Sauberes Gas ist eine dreckige Lüge
Wenn man sich diese beiden Aspekte des Erdgases, den klimatischen und den neokolonialen, anschaut, dann ist schleierhaft, wie Gas mit der nachhaltigen Energieversorgung, welche die ewb propagiert, vereinbar sein soll. Liebe ewb: Sauberes Gas ist eine dreckige Lüge. Daran gibt es nichts schön zu reden. Und wenn ihr nicht öffentlich und innerhalb des Gasverbund Mittelland dagegen aufsteht, dass die Flüssiggasterminals gebaut werden, macht sich eure Geschäftsleitung und euer Verwaltungsrat mitschuldig. Dabei gibt es keine Kompromisse: Entweder die neuen Terminals werden gebaut oder nicht. Wie wäre es also, wenn ihr es ernst nehmt mit der nachhaltigen Energieversorgung und wirklich eine Vorreiterrolle einnehmt?

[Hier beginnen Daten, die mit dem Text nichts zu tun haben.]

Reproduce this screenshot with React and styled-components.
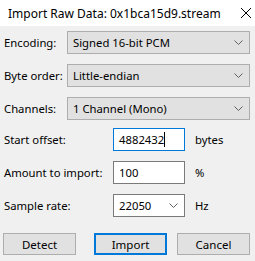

Ich wünsche mir andere Alternativen als Gas und fossile Reservekraftwerke. Ich wünsche mir, dass wir als Gesellschaft darüber nachdenken, was das gute Leben überhaupt ist. Dass wir merken, dass einfache Massnahmen, wie eine Produktionsdrosselung in energieintensiven Sektoren oder eine Arbeitszeitverkürzung, massiv Energie einsparen und unser Leben schöner machen.
Wir sind hier, wir werden die fossile Welle brechen und wir werden weiter kämpfen für ein besseres Leben für alle.